_Given task_: Write out the listing below in full and exactly, leaving out every picture.

_Data lines_:

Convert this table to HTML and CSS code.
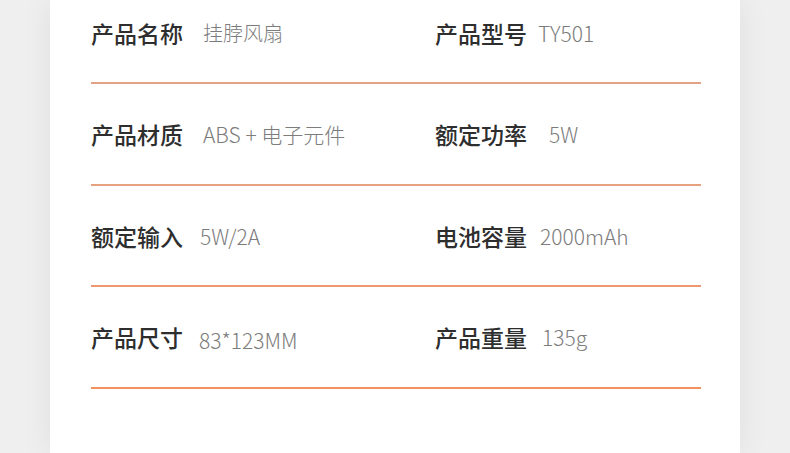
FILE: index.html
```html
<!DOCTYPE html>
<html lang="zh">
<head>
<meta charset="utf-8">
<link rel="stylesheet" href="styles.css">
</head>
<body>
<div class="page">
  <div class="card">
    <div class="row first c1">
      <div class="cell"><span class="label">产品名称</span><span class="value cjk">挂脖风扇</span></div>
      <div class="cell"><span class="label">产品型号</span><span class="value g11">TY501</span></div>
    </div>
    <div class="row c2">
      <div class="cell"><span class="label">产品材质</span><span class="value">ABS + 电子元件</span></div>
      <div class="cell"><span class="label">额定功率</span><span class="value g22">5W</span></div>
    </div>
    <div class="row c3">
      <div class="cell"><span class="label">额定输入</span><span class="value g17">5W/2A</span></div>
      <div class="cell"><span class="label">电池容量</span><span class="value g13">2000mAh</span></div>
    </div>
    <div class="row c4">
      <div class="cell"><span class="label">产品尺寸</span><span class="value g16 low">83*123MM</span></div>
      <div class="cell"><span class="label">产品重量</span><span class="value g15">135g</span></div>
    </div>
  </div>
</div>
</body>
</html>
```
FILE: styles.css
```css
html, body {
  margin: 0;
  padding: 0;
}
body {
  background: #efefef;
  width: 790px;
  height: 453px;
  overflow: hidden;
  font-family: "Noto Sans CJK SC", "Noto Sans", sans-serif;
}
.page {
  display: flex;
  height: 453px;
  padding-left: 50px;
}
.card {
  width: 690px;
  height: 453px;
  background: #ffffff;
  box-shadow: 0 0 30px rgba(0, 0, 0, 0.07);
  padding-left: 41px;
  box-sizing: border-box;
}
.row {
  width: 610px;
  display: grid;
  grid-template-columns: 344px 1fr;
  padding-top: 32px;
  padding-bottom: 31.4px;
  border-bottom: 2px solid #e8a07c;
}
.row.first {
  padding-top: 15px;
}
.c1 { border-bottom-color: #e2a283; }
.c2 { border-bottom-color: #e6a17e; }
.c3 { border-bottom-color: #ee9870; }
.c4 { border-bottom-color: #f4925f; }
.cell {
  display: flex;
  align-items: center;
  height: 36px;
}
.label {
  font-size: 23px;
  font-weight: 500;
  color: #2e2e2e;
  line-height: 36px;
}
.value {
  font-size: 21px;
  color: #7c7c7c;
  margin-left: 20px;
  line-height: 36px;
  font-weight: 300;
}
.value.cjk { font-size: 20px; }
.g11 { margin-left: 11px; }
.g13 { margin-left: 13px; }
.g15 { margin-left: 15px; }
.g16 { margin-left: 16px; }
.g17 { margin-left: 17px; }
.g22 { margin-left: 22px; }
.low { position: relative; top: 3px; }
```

_Solution below_:
Convert this table to HTML and CSS code.
FILE: index.html
```html
<!DOCTYPE html>
<html lang="zh">
<head>
<meta charset="utf-8">
<link rel="stylesheet" href="styles.css">
</head>
<body>
<div class="page">
  <div class="card">
    <div class="row first c1">
      <div class="cell"><span class="label">产品名称</span><span class="value cjk">挂脖风扇</span></div>
      <div class="cell"><span class="label">产品型号</span><span class="value g11">TY501</span></div>
    </div>
    <div class="row c2">
      <div class="cell"><span class="label">产品材质</span><span class="value">ABS + 电子元件</span></div>
      <div class="cell"><span class="label">额定功率</span><span class="value g22">5W</span></div>
    </div>
    <div class="row c3">
      <div class="cell"><span class="label">额定输入</span><span class="value g17">5W/2A</span></div>
      <div class="cell"><span class="label">电池容量</span><span class="value g13">2000mAh</span></div>
    </div>
    <div class="row c4">
      <div class="cell"><span class="label">产品尺寸</span><span class="value g16 low">83*123MM</span></div>
      <div class="cell"><span class="label">产品重量</span><span class="value g15">135g</span></div>
    </div>
  </div>
</div>
</body>
</html>
```
FILE: styles.css
```css
html, body {
  margin: 0;
  padding: 0;
}
body {
  background: #efefef;
  width: 790px;
  height: 453px;
  overflow: hidden;
  font-family: "Noto Sans CJK SC", "Noto Sans", sans-serif;
}
.page {
  display: flex;
  height: 453px;
  padding-left: 50px;
}
.card {
  width: 690px;
  height: 453px;
  background: #ffffff;
  box-shadow: 0 0 30px rgba(0, 0, 0, 0.07);
  padding-left: 41px;
  box-sizing: border-box;
}
.row {
  width: 610px;
  display: grid;
  grid-template-columns: 344px 1fr;
  padding-top: 32px;
  padding-bottom: 31.4px;
  border-bottom: 2px solid #e8a07c;
}
.row.first {
  padding-top: 15px;
}
.c1 { border-bottom-color: #e2a283; }
.c2 { border-bottom-color: #e6a17e; }
.c3 { border-bottom-color: #ee9870; }
.c4 { border-bottom-color: #f4925f; }
.cell {
  display: flex;
  align-items: center;
  height: 36px;
}
.label {
  font-size: 23px;
  font-weight: 500;
  color: #2e2e2e;
  line-height: 36px;
}
.value {
  font-size: 21px;
  color: #7c7c7c;
  margin-left: 20px;
  line-height: 36px;
  font-weight: 300;
}
.value.cjk { font-size: 20px; }
.g11 { margin-left: 11px; }
.g13 { margin-left: 13px; }
.g15 { margin-left: 15px; }
.g16 { margin-left: 16px; }
.g17 { margin-left: 17px; }
.g22 { margin-left: 22px; }
.low { position: relative; top: 3px; }
```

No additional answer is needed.